Part of my aversion to bangs was that I didn't like being a slave to them. The vain and silly wife of a former boss had hers trimmed and dyed weekly to look as sharp and inky black as the ones in that famous photo of Louise Brooks. And I also thought those women who peered out from beneath a shelf of them in an effort to look sexy looked quite the opposite. "Fringe," the Brits called them, and the word conveyed perfectly their disposability, as far as I was concerned.

But a few months ago, I started seeing what looked suspiciously like bangs on women such as Julia Roberts and model-of-the-moment Amber Valletta. These bangs weren't rigid or teased or curled under like a sausage roll. They didn't say "slave" and certainly were not little-girlish. Long, angled, flopping over kohl-rimmed eyes in razored chunks, these bangs looked less like a mask than a flag of liberation. As Toby Fischer-Mirkin of Beverly Hills, author of "Dress Code: Understanding the Hidden Meanings of Women's Clothes" (Clarkson Potter), puts it: Today's bangs "may connote a rebellious aloofness and disrespect for the status quo. And if it's a single lock, a la Veronica Lake, of course, there's that message of seductiveness, too."

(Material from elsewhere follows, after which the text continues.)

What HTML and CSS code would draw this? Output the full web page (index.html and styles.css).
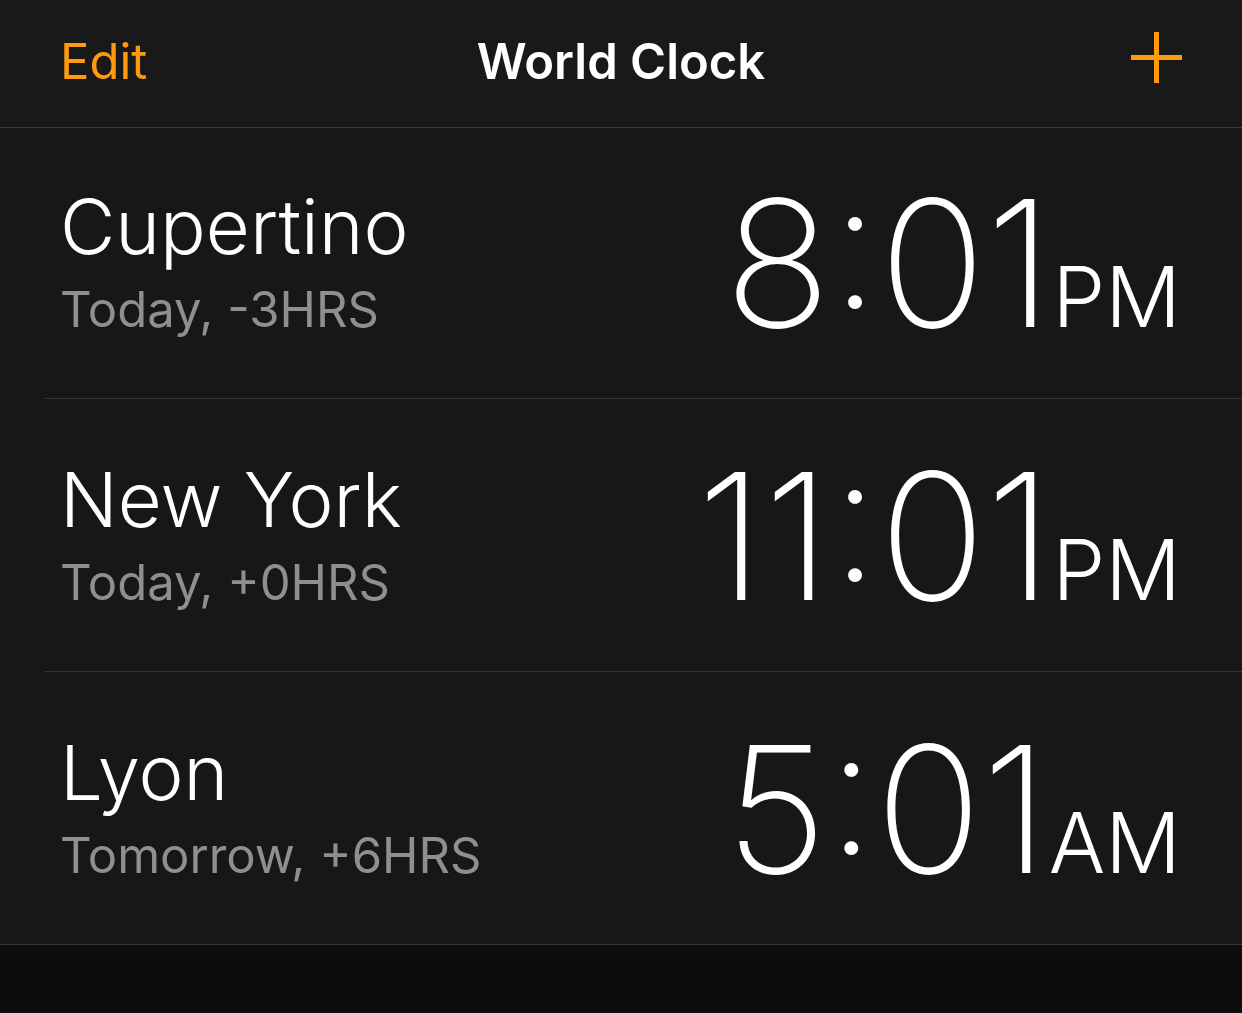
FILE: index.html
```html
<!DOCTYPE html>
<html lang="en">
<head>
<meta charset="utf-8">
<meta name="viewport" content="width=device-width, initial-scale=1">
<title>World Clock</title>
<link rel="stylesheet" href="styles.css">
</head>
<body>
<header class="navbar">
  <button class="edit" type="button">Edit</button>
  <h1 class="title">World Clock</h1>
  <button class="add" type="button" aria-label="Add city">
    <svg class="plus" viewBox="0 0 51 51" aria-hidden="true"><path d="M0 25.5H51M25.5 0V51" stroke="currentColor" stroke-width="5"/></svg>
  </button>
</header>
<main>
  <ul class="clocks">
    <li class="clock">
      <div class="place"><h2 class="city">Cupertino</h2><p class="offset">Today, -3HRS</p></div>
      <time class="time">8:01<span class="period">PM</span></time>
    </li>
    <li class="clock">
      <div class="place"><h2 class="city">New York</h2><p class="offset">Today, +0HRS</p></div>
      <time class="time">11:01<span class="period">PM</span></time>
    </li>
    <li class="clock">
      <div class="place"><h2 class="city">Lyon</h2><p class="offset">Tomorrow, +6HRS</p></div>
      <time class="time">5:01<span class="period">AM</span></time>
    </li>
  </ul>
</main>
</body>
</html>
```
FILE: styles.css
```css
* { box-sizing: border-box; margin: 0; padding: 0; }
body {
  min-height: 100vh;
  background: #0d0d0d;
  color: #fff;
  font-family: Inter, "Liberation Sans", sans-serif;
}
button {
  border: 0;
  background: none;
  color: #ff9a0f;
  font: inherit;
  cursor: pointer;
}
.navbar {
  display: grid;
  grid-template-columns: 1fr auto 1fr;
  align-items: start;
  padding: 32px 60px 35px;
  border-bottom: 1px solid #3a3a3a;
  background: #191919;
}
.edit { justify-self: start; font-size: 49px; line-height: 60px; }
.title { font-size: 49px; font-weight: 600; line-height: 60px; }
.add { justify-self: end; }
.plus { display: block; width: 51px; height: 51px; }
.clocks {
  list-style: none;
  border-bottom: 1px solid #3a3a3a;
  background: #171717;
}
.clock {
  display: flex;
  justify-content: space-between;
  align-items: last baseline;
  margin-left: 45px;
  padding: 50px 61px 52px 15px;
}
.clock + .clock { padding-top: 52px; border-top: 1px solid #363636; }
.city { font-size: 76px; font-weight: 300; line-height: 96px; }
.offset { color: #8e8e93; font-size: 49px; line-height: 72px; }
.time { font-size: 176px; font-weight: 200; line-height: 128px; white-space: nowrap; }
.period { font-size: 84px; font-weight: 300; line-height: 84px; }
```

And while the current versions may owe something to Penelope Tree and Julie Christie, they're softer, less styled and yet--because they're not so prim--somehow more aggressive. Glamorous but tough at the same time. The new bangs have "that geometric feel without looking as cookie cutter as the Vidal Sassoon five-point cut looked," says Louis Angelo, who works with the New York stylist Garren. "Depending on the kind of hair a woman has, we'll use a razor as well as shears to soften it and make it look more modern." The key to mod-looking bangs, Angelo says, is in the part, which should be low and angled subtly back toward the center of the head. "It gives the bangs the effect of sweeping across the forehead," he says.

These days, I wear my hair the same length all the way around, the style of a child whose bangs saw her through her Wonder years. But flipping through recent magazines, I realize there's something safe about this, too. "The stewardess cut," one stylist calls it during a phone interview, not realizing that I'm wearing the coif myself. And suddenly I remember: Coco Chanel, the queen of modern fashion, wore bangs. I make a mental note to call a new hairdresser. I make another mental note to call my first one and tell her that maybe she was right all along.